О принципах творчества

 

Может показаться, что проблема предопределения и свободы воли носит отвлеченный богословский характер. На самом деле это не так. Правильное понимание диалектики обозначенных выше понятий лежит, например, в основе художественного творчества.
Размышления на этот счет позволяют, в частности, отчетливее понять суть так называемого «безнадежного искусства». Я хочу только в который раз подчеркнуть, что то, о чем дальше пойдет речь, - не какое-то его особое качество: подобные отношения художника и материала можно обнаружить в любую эпоху. Специфика состоит лишь в том, что сейчас они, эти отношения, отрефлексированы.

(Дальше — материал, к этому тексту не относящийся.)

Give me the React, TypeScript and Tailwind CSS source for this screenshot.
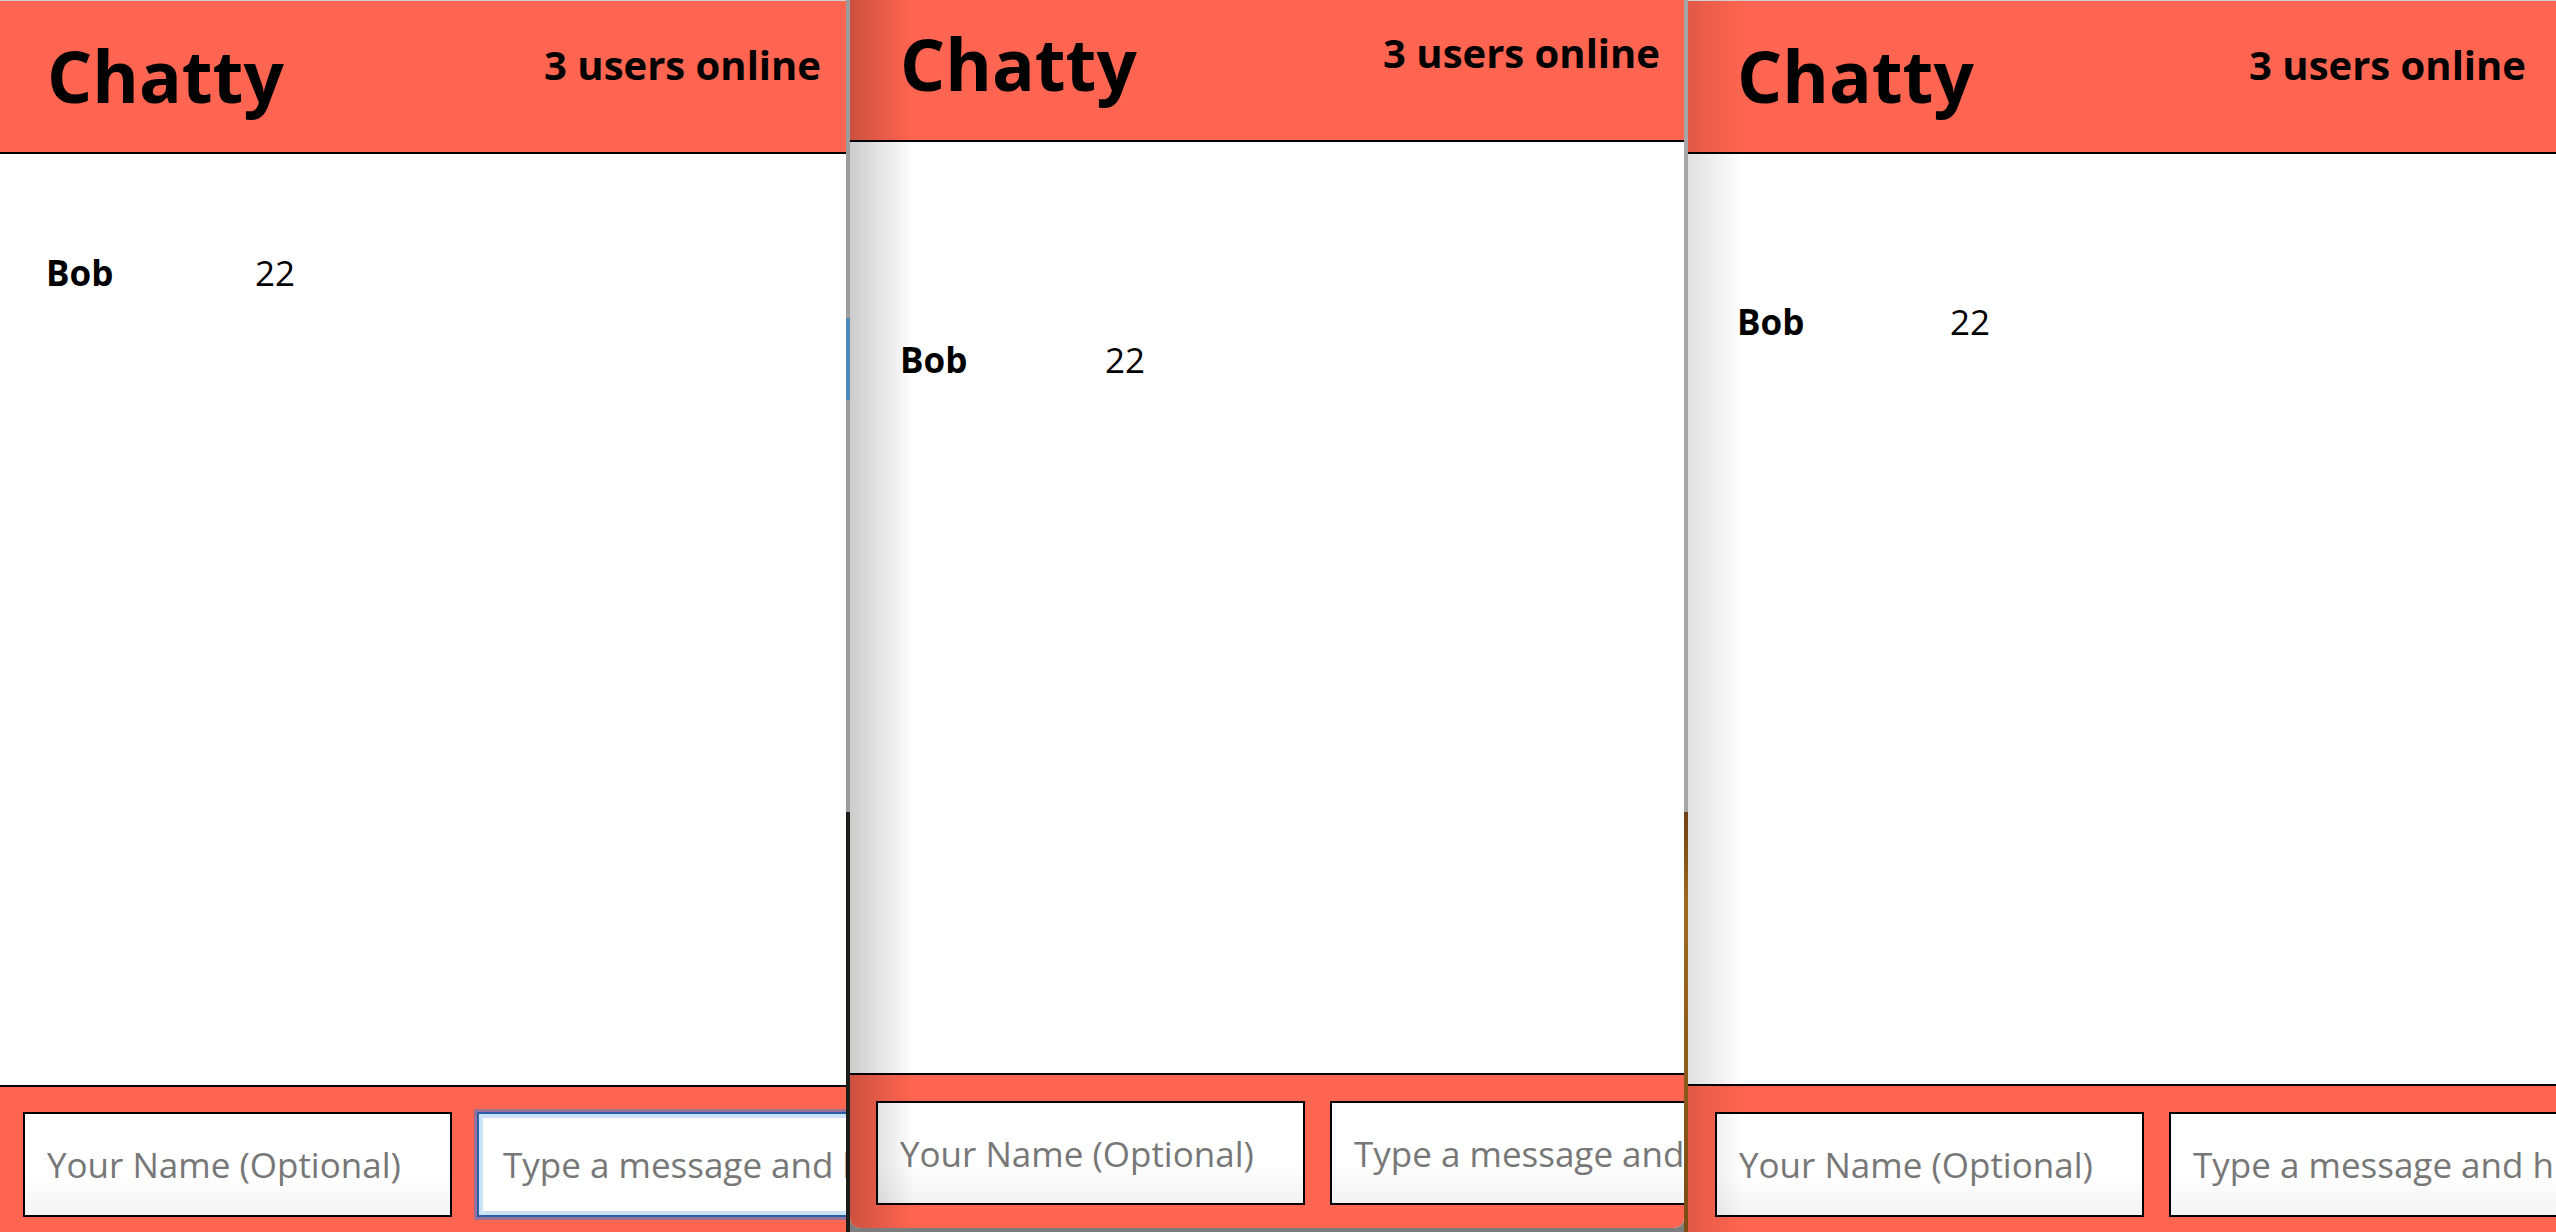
import React from 'react';

type ChatWindowProps = {
  frameClass: string
  headerClass: string
  usersClass: string
  listClass: string
  userColClass: string
  footerClass: string
  inputClass: string
  focused?: boolean
  shadeClass?: string
}

function ChatWindow({
  frameClass,
  headerClass,
  usersClass,
  listClass,
  userColClass,
  footerClass,
  inputClass,
  focused,
  shadeClass,
}: ChatWindowProps) {
  return (
    <div className={`relative flex flex-col overflow-hidden bg-white ${frameClass}`}>
      <header className={`flex shrink-0 items-start justify-between border-b-2 border-b-black bg-[#ff6550] ${headerClass}`}>
        <h1 className="text-[71px] font-bold leading-none text-black">Chatty</h1>
        <span className={`text-[40px] font-bold leading-none text-black ${usersClass}`}>3 users online</span>
      </header>

      <main className={`flex-1 ${listClass}`}>
        <div className="flex text-[35px] leading-none text-black">
          <span className={`font-bold ${userColClass}`}>Bob</span>
          <span>22</span>
        </div>
      </main>

      <footer className={`flex shrink-0 gap-[25px] border-t-2 border-black bg-[#ff6550] ${footerClass}`}>
        <input
          className={`w-[429px] shrink-0 border-2 border-black bg-[linear-gradient(to_bottom,#ffffff_60%,#f3f3f3)] px-[22px] text-[35px] text-black outline-none placeholder:text-[#777777] ${inputClass}`}
          placeholder="Your Name (Optional)"
        />
        <input
          className={
            focused
              ? `w-[760px] shrink-0 border-2 border-[#2c5ea6] bg-white px-[24px] text-[35px] text-black shadow-[0_0_0_3px_rgba(96,122,190,0.65),inset_0_0_0_4px_#cbe2f8] outline-none placeholder:text-[#777777] ${inputClass}`
              : `w-[760px] shrink-0 border-2 border-black bg-[linear-gradient(to_bottom,#ffffff_60%,#f3f3f3)] px-[22px] text-[35px] text-black outline-none placeholder:text-[#777777] ${inputClass}`
          }
          placeholder="Type a message and hit ENTER"
        />
      </footer>

      {shadeClass && (
        <div className={`pointer-events-none absolute inset-y-0 left-0 bg-linear-to-r to-transparent ${shadeClass}`} />
      )}
    </div>
  );
}

export default function App() {
  return (
    <div className="flex h-[1232px] w-[2556px] overflow-hidden bg-[#1c1b17] font-['Open_Sans',sans-serif]">
      <ChatWindow
        frameClass="h-full w-[846px] shrink-0 border-t border-t-[#d0d0d0]"
        headerClass="h-[153px] pl-[47px] pr-[25px] pt-[39px]"
        usersClass="mt-[5px]"
        listClass="pl-[46px] pt-[101px]"
        userColClass="w-[209px]"
        footerClass="h-[147px] pl-[23px] pt-[25px]"
        inputClass="h-[105px]"
        focused
      />

      <div className="w-[4px] shrink-0 bg-[linear-gradient(to_bottom,#9c9c9c_0px,#9c9c9c_318px,#4f89b6_318px,#4f89b6_400px,#9c9c9c_400px,#9c9c9c_812px,#1d1c18_812px)]" />

      <div className="flex h-full w-[834px] shrink-0 flex-col bg-[#7d7d7d]">
        <ChatWindow
          frameClass="h-[1228px] shrink-0 rounded-b-[10px]"
          headerClass="h-[142px] pl-[50px] pr-[24px] pt-[28px]"
          usersClass="mt-[5px]"
          listClass="pl-[50px] pt-[200px]"
          userColClass="w-[205px]"
          footerClass="h-[155px] pl-[26px] pt-[26px]"
          inputClass="h-[104px]"
          shadeClass="w-[64px] from-black/20"
        />
      </div>

      <div className="w-[4px] shrink-0 bg-[linear-gradient(to_bottom,#a6a6a6_0px,#a6a6a6_812px,#6e3f12_812px,#9c6a1e_900px,#7a4c14_1232px)]" />

      <ChatWindow
        frameClass="h-full flex-1 border-t border-t-[#d0d0d0]"
        headerClass="h-[153px] pl-[49px] pr-[30px] pt-[39px]"
        usersClass="mt-[5px]"
        listClass="pl-[49px] pt-[150px]"
        userColClass="w-[213px]"
        footerClass="h-[148px] pl-[27px] pt-[26px]"
        inputClass="h-[105px]"
        shadeClass="w-[56px] from-black/12"
      />
    </div>
  );
}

Мастер имеет дело с определенным художественным языком (своеобразной живой материей звучащего слова, краски, мелодии), в котором стремится запечатлеть владеющую его душой смысловую интенцию. При этом возможны три подхода к подобному взаимодействию.
Во-первых, можно пытаться до конца подчинить этот язык определенному идеальному концепту, сложившейся в сознании художника изобразительной схеме, когда важнее всего нарратив или смысловой посыл, от которого материал не должен никак отвлекать своей активностью. Такова, например, вся академическая традиция, исходящая из системы жанров и изобразительных правил, соблюдение которых якобы позволяет яснее донести то, что художник хотел сказать. Характерно, что методы работы академического искусства почти всегда носят иллюзионистский характер. В живописи мелкие мазки и лессировки доводят изображаемое до фотографического соответствия, скульптура стремится к абсолютной визуальной убедительности любого квадратного сантиметра поверхности, превращая статую в своеобразный муляж. Академисты (или натуралисты – их отличает только тематическая привязка) выступают своеобразными реалистами (в схоластическом значении) от искусства. Их волнуют не феномены, а ноумены, не индивидуальное а родовое. Кстати говоря, по этой причине «почерк» у всех художников-академистов примерно одинаков. Я, конечно, имею в виду не техническое совершенство или своеобразие художественной отделки, а тот открытый жест кисти или мастихина, который, как мне представляется, служит эквивалентом интонации в лирическом стихотворении. Так вот: в академической картине с ее залакированной поверхностью, превратившей свободно текущую краску в тщательное «закрашивание», никаких «жестов» просто не обнаруживается. Цветная поверхность не «дышит». Можно сказать, что мастер академической живописи выступает как творец, который полностью подчинил свое творение идее, подавив всякое индивидуальное сопротивление красок, желающих до конца на полотне оставаться красками.
Второй вариант – своеобразных художественный номинализм, полностью отдающий произведение на откуп «свободной воле» материала. Эта позиция соответствует модной в литературе XX века концепции устранения автора. Художник старается не вмешиваться в самостоятельную «интимную» жизнь красок. Убирается нарратив, фигуративность, какая-либо жанровая обусловленность. В конце концов, идеалом стремлений становится палитра взятая сама по себе – со случайным и хаотическим расположением пигментных напластований. Беда только в том, что без внешней творческой воли язык, предоставленный самому себе, распадается, теряя свойства контекста, способного передавать информацию. Краска, звук, слово делаются индивидуальными природными феноменами, неотличимыми от шорохов леса, пенья птиц, разноцветных пятен цветов или скальных пород, выпадая, тем самым, из сферы искусства, сливающегося с непосредственной жизнью. Я не стану сейчас обсуждать, почему это плохо. Обращу лишь внимание на то, что в таковом качестве артефакты и производящие их авторы становятся излишними. Ибо в этом случае вместо музея гораздо полезнее и мудрее просто идти гулять в парк.
Третий вариант – это как раз тот случай, когда смысловое «предопределение», отслеживаемое автором, сочетается со «свободой воли» материала. Когда краска на полотне не скрывает, что она – краска, когда из живых, откровенных в своей материальной обусловленности мазков каким-то чудом собирается идеальный образ, не запрограммированный изначально заданной внешней волей художника, а родившийся здесь и сейчас из синергии усилий творца и его творения. В произведениях «безнадежных живописцев» (опять повторю: и не только в них) особое наслаждение доставляет именно это свободное слияние творческого импульса человека и живого отклика остающегося самим собой материала. Это не вивисекция академизма, подавляющего «масштабом замысла» язык, и не вырвавшаяся из-под контроля анархия языка, разрушающая творческий замысел. Мастер – задает идеальный план произведения, но с другой стороны он настолько любит краску, звук, слово, благодаря которым должна материализоваться его идея, что не станет делать ничего противоречащего их природе. В итоге меняется и «смысловой объем» первоначального замысла. Сохраняя связь с идеальным миром, он врастает в живую реальность, делается чувственно ощутимым и достоверным.